Jason, if you agree that Chicago has the potential to be America’s foremost city for green transportation, that is the big city that’s easiest to get around without a car by various modes, what are the challenges we need to overcome to achieve that status?

It’s a big question and I don’t have a comprehensive list. There are a few things that I would like to see happen in Chicago. We really have a lot of policies that encourage excess car ownership. Whenever we put up a new building, whenever people build new housing, the zoning laws that are such that you have to provide a whole bunch of parking. And that’s not the best policy if you’re really trying to discourage people from bringing more cars into the city.
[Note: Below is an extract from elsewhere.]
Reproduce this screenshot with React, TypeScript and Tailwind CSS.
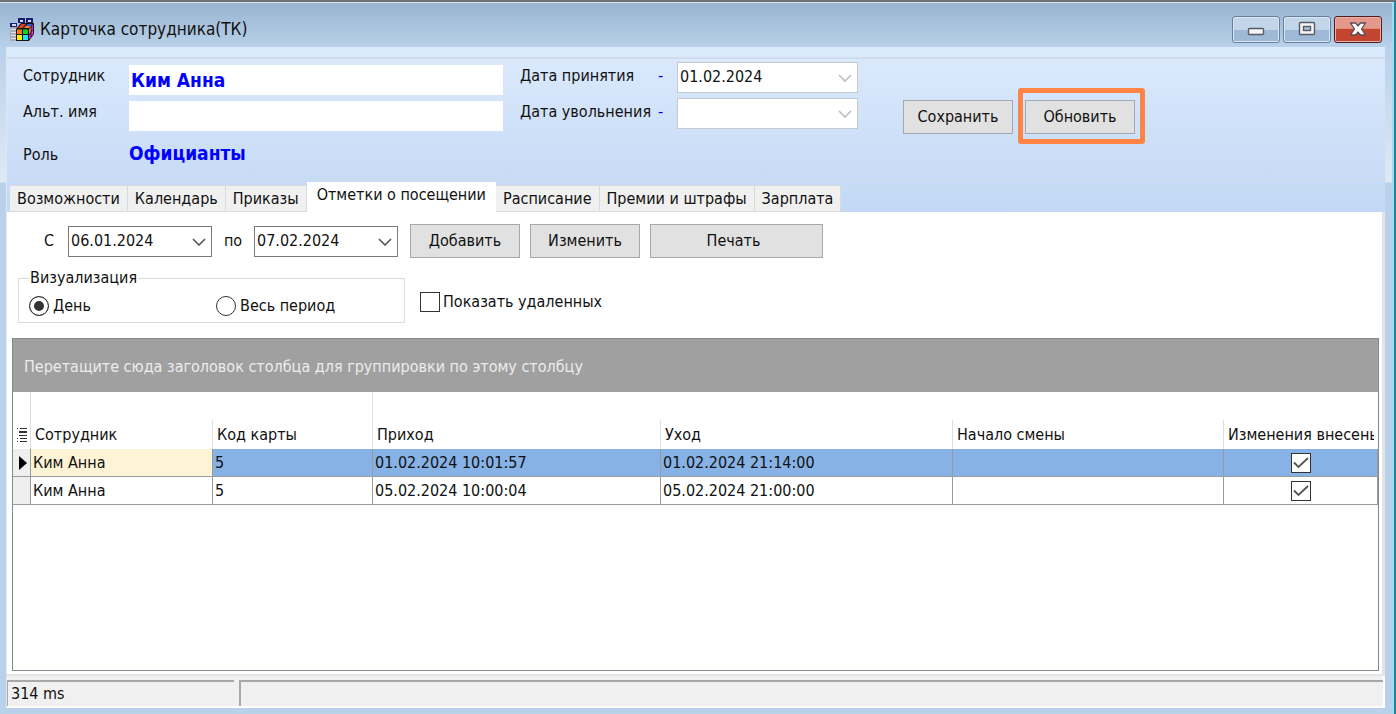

I’m not sure if we have the political will to get into something like congestion pricing like they do in London or as they’ve considered doing in New York. But it would be nice to Chicago at least seriously look at some of those policies and how some kind of congestion pricing mechanism might reduce the number of cars on the road.

I would like to see the CTA get a little bit more creative about how it expands service. I’m not a transit planner, but I’d like to see things like bus rapid transit [a system of dedicated lanes for buses and kiosks where patrons pay before boarding,] which is relatively inexpensive to build. I’d like to see an expansion of inter-city rail also.

It would be nice if we just had a greater willingness to undertake large projects. We often talk big about transit projects and rail projects, but when it comes down to it there’s a certain lack of will about the funding and the disruptions that would happen to neighborhoods on a temporary basis to make such projects really succeed.

I’m hopeful that if Chicago gets the Olympics that might steer us in some of these directions. I’m sure if that’s going to happen or not but it would be nice if that was at least one more impetus.

And then there’s the other problem of how do we pay for all of it. And that’s a big question and I don’t have any easy answers. Certainly I’d like to see the state fix how it funds mass transit in Illinois but the state has larger funding issues to deal with right now before we can tackle this specifically.